Indemnified Officer means each officer of the Corporation who is also a director of the Corporation and each other officer of the Corporation who is designated by the Board of Directors from time to time as an Indemnified Officer. An Indemnified Officer shall be entitled to indemnification hereunder to the same extent as a Director, including, without limitation, indemnification with respect to service by the Indemnified Officer at the Corporation’s request as a director, officer, partner, trustee, employee or agent of another foreign or domestic corporation, partnership, limited liability company, association, joint venture, trust, employee benefit plan or other enterprise.
Indemnified Officer means (a) each officer who is also a manager or (b) each other officer who is designated by the board of managers from time to time as an Indemnified Officer; provided, however, that if any person ceases to be an Indemnified Officer, then such cessation shall have no effect with respect to actions arising prior to such time of cessation,
Indemnified Officer means the Executive Director, each officer, and each other employee of the Association who is designated by the Board from time to time as an Indemnified Officer. Designation by the Board may be done by resolution identifying the positions held by an Indemnified Officer, and this designation shall be adequate to establish persons as Indemnified Officers, even if no resolution is made with regard to specific persons by name.

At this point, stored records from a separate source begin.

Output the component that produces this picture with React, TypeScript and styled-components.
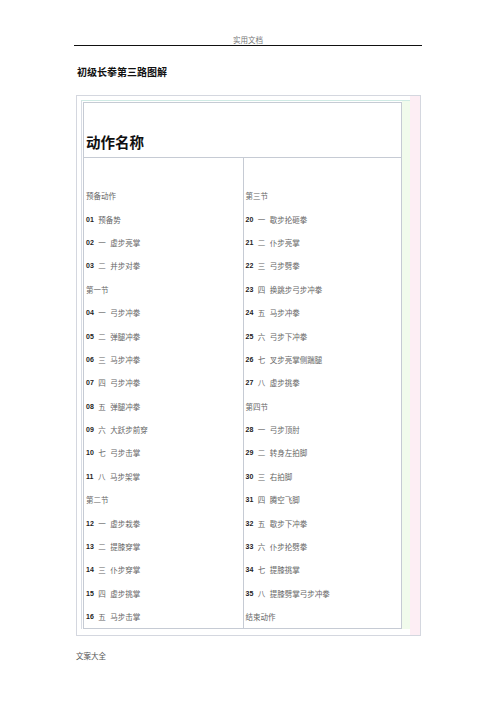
import React from "react";
import styled, { createGlobalStyle } from "styled-components";

type Item = { no?: string; ord?: string; name: string };

const left: Item[] = [
    { name: "预备动作" },
    { no: "01", name: "预备势" },
    { no: "02", ord: "一", name: "虚步亮掌" },
    { no: "03", ord: "二", name: "并步对拳" },
    { name: "第一节" },
    { no: "04", ord: "一", name: "弓步冲拳" },
    { no: "05", ord: "二", name: "弹腿冲拳" },
    { no: "06", ord: "三", name: "马步冲拳" },
    { no: "07", ord: "四", name: "弓步冲拳" },
    { no: "08", ord: "五", name: "弹腿冲拳" },
    { no: "09", ord: "六", name: "大跃步前穿" },
    { no: "10", ord: "七", name: "弓步击掌" },
    { no: "11", ord: "八", name: "马步架掌" },
    { name: "第二节" },
    { no: "12", ord: "一", name: "虚步栽拳" },
    { no: "13", ord: "二", name: "提膝穿掌" },
    { no: "14", ord: "三", name: "仆步穿掌" },
    { no: "15", ord: "四", name: "虚步挑掌" },
    { no: "16", ord: "五", name: "马步击掌" },
];

const right: Item[] = [
    { name: "第三节" },
    { no: "20", ord: "一", name: "歇步抡砸拳" },
    { no: "21", ord: "二", name: "仆步亮掌" },
    { no: "22", ord: "三", name: "弓步劈拳" },
    { no: "23", ord: "四", name: "换跳步弓步冲拳" },
    { no: "24", ord: "五", name: "马步冲拳" },
    { no: "25", ord: "六", name: "弓步下冲拳" },
    { no: "26", ord: "七", name: "叉步亮掌侧踹腿" },
    { no: "27", ord: "八", name: "虚步挑拳" },
    { name: "第四节" },
    { no: "28", ord: "一", name: "弓步顶肘" },
    { no: "29", ord: "二", name: "转身左拍脚" },
    { no: "30", ord: "三", name: "右拍脚" },
    { no: "31", ord: "四", name: "腾空飞脚" },
    { no: "32", ord: "五", name: "歇步下冲拳" },
    { no: "33", ord: "六", name: "仆步抡劈拳" },
    { no: "34", ord: "七", name: "提膝挑掌" },
    { no: "35", ord: "八", name: "提膝劈掌弓步冲拳" },
    { name: "结束动作" },
];

const Column = ({ items, divider }: { items: Item[]; divider?: boolean }) => (
    <Cell divider={divider}>
        {items.map((it, i) => (
            <Row key={i}>
                {it.no && <Num>{it.no}</Num>}
                {it.ord && <Ord>{it.ord}</Ord>}
                <span>{it.name}</span>
            </Row>
        ))}
    </Cell>
);

export default function App() {
    return (
        <>
            <GlobalStyle />
            <Page>
                <RunningHead>实用文档</RunningHead>
                <Title>初级长拳第三路图解</Title>
                <OuterFrame>
                    <MidFrame>
                        <Table>
                            <HeadCell>动作名称</HeadCell>
                            <Column items={left} />
                            <Column items={right} divider />
                        </Table>
                    </MidFrame>
                </OuterFrame>
                <Footer>文案大全</Footer>
            </Page>
        </>
    );
}

const GlobalStyle = createGlobalStyle`
    html, body {
        margin: 0;
        background: #fff;
    }
    body {
        font-family: "Noto Sans CJK SC", "Liberation Serif", serif;
    }
`;

const Page = styled.div`
    width: 348px;
    margin-left: 74px;
    display: flex;
    flex-direction: column;
`;

const RunningHead = styled.div`
    padding-top: 35px;
    height: 10px;
    line-height: 10px;
    font-size: 7.5px;
    color: #777;
    text-align: center;
    border-bottom: 1px solid #111;
`;

const Title = styled.div`
    margin: 20px 0 0 3px;
    font-size: 10px;
    line-height: 12px;
    font-weight: 700;
    color: #111;
`;

const OuterFrame = styled.div`
    margin: 17px 0 0 2px;
    width: 345px;
    box-sizing: border-box;
    border: 1px solid #d4d7df;
    padding: 4px 0 6px 4px;
    background: linear-gradient(to right, #fff calc(100% - 10px), #fdeef4 calc(100% - 10px));
`;

const MidFrame = styled.div`
    margin-right: 10px;
    border-top: 1px solid #cfeae4;
    border-left: 1px solid #d8dce4;
    padding: 1px 0 0 1px;
    background: linear-gradient(to right, #fff calc(100% - 8px), #f1fbec calc(100% - 8px));
`;

const Table = styled.div`
    margin-right: 8px;
    border: 1px solid #c6cbd4;
    display: grid;
    grid-template-columns: 1fr 1fr;
    grid-template-rows: 55px auto;
`;

const HeadCell = styled.div`
    grid-column: 1 / 3;
    display: flex;
    align-items: flex-end;
    padding: 0 0 6px 2px;
    border-bottom: 1px solid #c6cbd4;
    font-size: 14.5px;
    line-height: 18px;
    font-weight: 700;
    color: #111;
`;

const Cell = styled.div<{ divider?: boolean }>`
    padding: 26px 0 0 2px;
    border-left: ${(p) => (p.divider ? "1px solid #c6cbd4" : "none")};
    display: flex;
    flex-direction: column;
`;

const Row = styled.div`
    height: 23.4px;
    display: flex;
    align-items: center;
    font-size: 7.5px;
    color: #666;
    white-space: nowrap;
`;

const Num = styled.span`
    font-family: "Liberation Sans", sans-serif;
    font-weight: 700;
    color: #222;
    margin-right: 4.5px;
    font-size: 7px;
`;

const Ord = styled.span`
    margin-right: 4.5px;
`;

const Footer = styled.div`
    margin: 15px 0 0 2px;
    font-size: 7.5px;
    line-height: 10px;
    color: #555;
`;
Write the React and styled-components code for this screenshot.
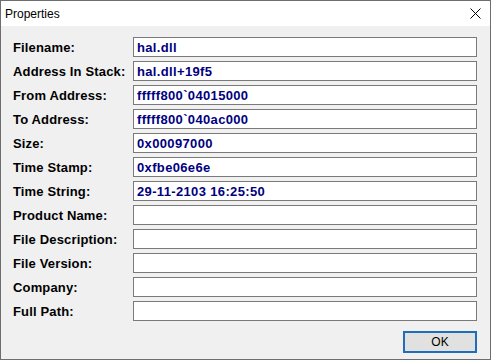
import React from 'react';
import styled, { createGlobalStyle } from 'styled-components';

const GlobalStyle = createGlobalStyle`
  html, body {
    margin: 0;
    padding: 0;
    background: #ffffff;
  }
  * {
    box-sizing: border-box;
  }
`;

const Window = styled.div`
  width: 491px;
  height: 360px;
  border: 1px solid #6e6e6e;
  background: #f0f0f0;
  display: flex;
  flex-direction: column;
  font-family: "Liberation Sans", Arial, sans-serif;
`;

const TitleBar = styled.div`
  height: 25px;
  background: #ffffff;
  display: flex;
  align-items: center;
  justify-content: space-between;
  padding-left: 4px;
`;

const Title = styled.span`
  font-size: 12px;
  color: #000;
`;

const CloseButton = styled.div`
  width: 29px;
  height: 25px;
  display: flex;
  align-items: center;
  justify-content: center;
`;

const Body = styled.div`
  flex: 1;
  display: flex;
  flex-direction: column;
  padding: 11px 13px 0 12px;
`;

const Form = styled.div`
  display: grid;
  grid-template-columns: 120px 1fr;
  row-gap: 4px;
`;

const Label = styled.div`
  height: 20px;
  display: flex;
  align-items: center;
  padding-top: 1px;
  font-size: 13px;
  font-weight: bold;
  letter-spacing: 0.15px;
  color: #000;
  white-space: nowrap;
`;

const Field = styled.div`
  height: 20px;
  background: #fff;
  border: 1px solid #7a7a7a;
  padding: 0 3px;
  display: flex;
  align-items: center;
  font-size: 13px;
  font-weight: bold;
  letter-spacing: 0.35px;
  color: #000080;
  white-space: nowrap;
  overflow: hidden;
`;

const Footer = styled.div`
  display: flex;
  justify-content: flex-end;
  margin-top: 10px;
`;

const Button = styled.button`
  width: 74px;
  height: 22px;
  border: 2px solid ${({ primary }) => (primary ? '#1f6fb8' : '#adadad')};
  background: #e1e1e1;
  font-family: "Liberation Sans", Arial, sans-serif;
  font-size: 12px;
  color: #000;
  padding: 0;
  display: flex;
  align-items: center;
  justify-content: center;
`;

const rows = [
  ['Filename:', 'hal.dll'],
  ['Address In Stack:', 'hal.dll+19f5'],
  ['From Address:', 'fffff800`04015000'],
  ['To Address:', 'fffff800`040ac000'],
  ['Size:', '0x00097000'],
  ['Time Stamp:', '0xfbe06e6e'],
  ['Time String:', '29-11-2103 16:25:50'],
  ['Product Name:', ''],
  ['File Description:', ''],
  ['File Version:', ''],
  ['Company:', ''],
  ['Full Path:', ''],
];

const CloseIcon = () => (
  <svg width="11" height="11" viewBox="0 0 11 11">
    <path d="M0.5 0.5 L10.5 10.5 M10.5 0.5 L0.5 10.5" stroke="#000" strokeWidth="1" fill="none" />
  </svg>
);

export default function App() {
  return (
    <>
      <GlobalStyle />
      <Window>
        <TitleBar>
          <Title>Properties</Title>
          <CloseButton>
            <CloseIcon />
          </CloseButton>
        </TitleBar>
        <Body>
          <Form>
            {rows.map(([label, value]) => (
              <React.Fragment key={label}>
                <Label>{label}</Label>
                <Field>{value}</Field>
              </React.Fragment>
            ))}
          </Form>
          <Footer>
            <Button primary>OK</Button>
          </Footer>
        </Body>
      </Window>
    </>
  );
}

An Indemnified Officer shall be entitled to indemnification hereunder to the same extent as a Board Member, including, without limitation, indemnification with respect to service by the Indemnified Officer at the Association’s request as a director, officer, manager, partner, trustee, employee or agent of another foreign or domestic corporation (whether a business or nonprofit corporation), limited liability company, partnership, joint venture, trust, employee benefit plan or other enterprise. “Indemnified Officer” includes, unless the context requires otherwise, the estate or personal representative of an Indemnified Officer.

Examples of Indemnified Officer in a sentence

  • Payment of any indemnity which includes a GST Amount is conditional upon the Indemnified Officer providing the Company with a GST tax invoice for the GST Amount.

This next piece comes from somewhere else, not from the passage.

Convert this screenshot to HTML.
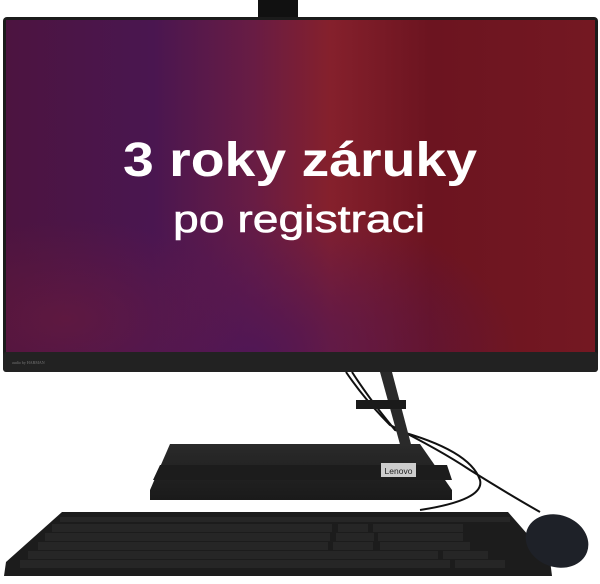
<!DOCTYPE html>
<html><head><meta charset="utf-8"><style>
html,body{margin:0;padding:0;background:#fff;width:600px;height:584px;overflow:hidden}
</style></head><body>
<svg width="600" height="584" viewBox="0 0 600 584" xmlns="http://www.w3.org/2000/svg">
<defs>
<linearGradient id="scr" x1="0" y1="0" x2="1" y2="0">
<stop offset="0" stop-color="#4c1440"/>
<stop offset="0.25" stop-color="#4a1650"/>
<stop offset="0.42" stop-color="#681c44"/>
<stop offset="0.55" stop-color="#85202c"/>
<stop offset="0.72" stop-color="#6c1420"/>
<stop offset="1" stop-color="#741822"/>
</linearGradient>
<radialGradient id="glow" cx="0.42" cy="1" r="0.45">
<stop offset="0" stop-color="#4e1656" stop-opacity="0.9"/>
<stop offset="1" stop-color="#4e1656" stop-opacity="0"/>
</radialGradient>
<radialGradient id="glow2" cx="0.1" cy="0.9" r="0.3">
<stop offset="0" stop-color="#6a1a3a" stop-opacity="0.6"/>
<stop offset="1" stop-color="#6a1a3a" stop-opacity="0"/>
</radialGradient>
<linearGradient id="base" x1="0" y1="0" x2="0" y2="1">
<stop offset="0" stop-color="#2a2a2a"/><stop offset="1" stop-color="#1a1a1a"/>
</linearGradient>
</defs>
<rect x="258" y="0" width="40" height="19" fill="#111"/>
<rect x="3" y="17" width="595" height="355" rx="4" fill="#1b1b1b"/>
<rect x="6" y="20" width="589" height="332" fill="url(#scr)"/>
<rect x="6" y="20" width="589" height="332" fill="url(#glow)"/>
<rect x="6" y="20" width="589" height="332" fill="url(#glow2)"/>
<rect x="3" y="352" width="595" height="20" rx="3" fill="#222"/>
<text x="12" y="364" font-family="Liberation Serif,serif" font-size="4" fill="#777">audio by HARMAN</text>
<text x="300" y="176" text-anchor="middle" font-family="Liberation Sans,sans-serif" font-weight="bold" font-size="48" fill="#fff" textLength="354" lengthAdjust="spacingAndGlyphs">3 roky záruky</text>
<text x="299" y="232" text-anchor="middle" font-family="Liberation Sans,sans-serif" font-size="38" fill="#fff" stroke="#fff" stroke-width="0.6" textLength="252" lengthAdjust="spacingAndGlyphs">po registraci</text>
<path d="M346 372 Q365 400 390 425 Q440 450 470 470 Q510 495 540 512" stroke="#111" stroke-width="2" fill="none"/>
<path d="M352 372 Q370 400 395 430 Q470 450 480 480 Q485 500 420 510" stroke="#111" stroke-width="2" fill="none"/>
<polygon points="380,372 392,372 412,448 401,448" fill="#2a2a2a"/>
<rect x="356" y="400" width="50" height="9" fill="#1a1a1a"/>
<polygon points="170,444 420,444 452,490 452,500 150,500 150,490" fill="url(#base)" />
<polygon points="160,465 447,465 452,480 153,480" fill="#1c1c1c"/>
<rect x="381" y="463" width="35" height="14" fill="#ccc"/>
<text x="398.5" y="474" text-anchor="middle" font-family="Liberation Sans,sans-serif" font-size="8.5" fill="#222">Lenovo</text>
<polygon points="62,512 508,512 550,560 552,576 4,576 6,562" fill="#1c1c1c"/>
<g fill="#262626">
<rect x="60" y="517" width="450" height="5"/>
<rect x="52" y="524" width="280" height="8"/><rect x="338" y="524" width="30" height="8"/><rect x="373" y="524" width="90" height="8"/>
<rect x="45" y="533" width="285" height="8"/><rect x="336" y="533" width="38" height="8"/><rect x="378" y="533" width="85" height="8"/>
<rect x="38" y="542" width="290" height="8"/><rect x="333" y="542" width="40" height="8"/><rect x="380" y="542" width="90" height="8"/>
<rect x="28" y="551" width="410" height="8"/><rect x="443" y="551" width="45" height="8"/>
<rect x="20" y="560" width="430" height="8"/><rect x="455" y="560" width="50" height="8"/>
</g>
<ellipse cx="557" cy="541" rx="32" ry="26" transform="rotate(20 557 541)" fill="#1e2128"/>
</svg>
</body></html>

  • The company may, to the extent permitted by law, purchase and maintain insurance; or pay or agree to pay a premium for insurance, for any Indemnified Officer against any liability incurred by the person as an officer of the company where the directors consider it appropriate to do so.

  • The Expenses incurred by a Director or an Indemnified Officer in defending a Proceeding may be paid by the Corporation in advance of the final disposition of such Proceeding as authorized by the Board of Directors in the specific case upon receipt of an undertaking by or on behalf of the Director or Indemnified Officer to repay such amount unless it shall ultimately be determined that such person is entitled to be indemnified by the Corporation against such Expenses.

  • To the extent that an Indemnified Officer of the Corporation has been successful, on the merits or otherwise in the defense of any action, suit or proceeding referred to in Section 11.1 of this Article, or in the defense of any claim, issue or matter therein, the Corporation shall indemnify such person against reasonable expenses (including counsel fees) incurred by such person in connection therewith.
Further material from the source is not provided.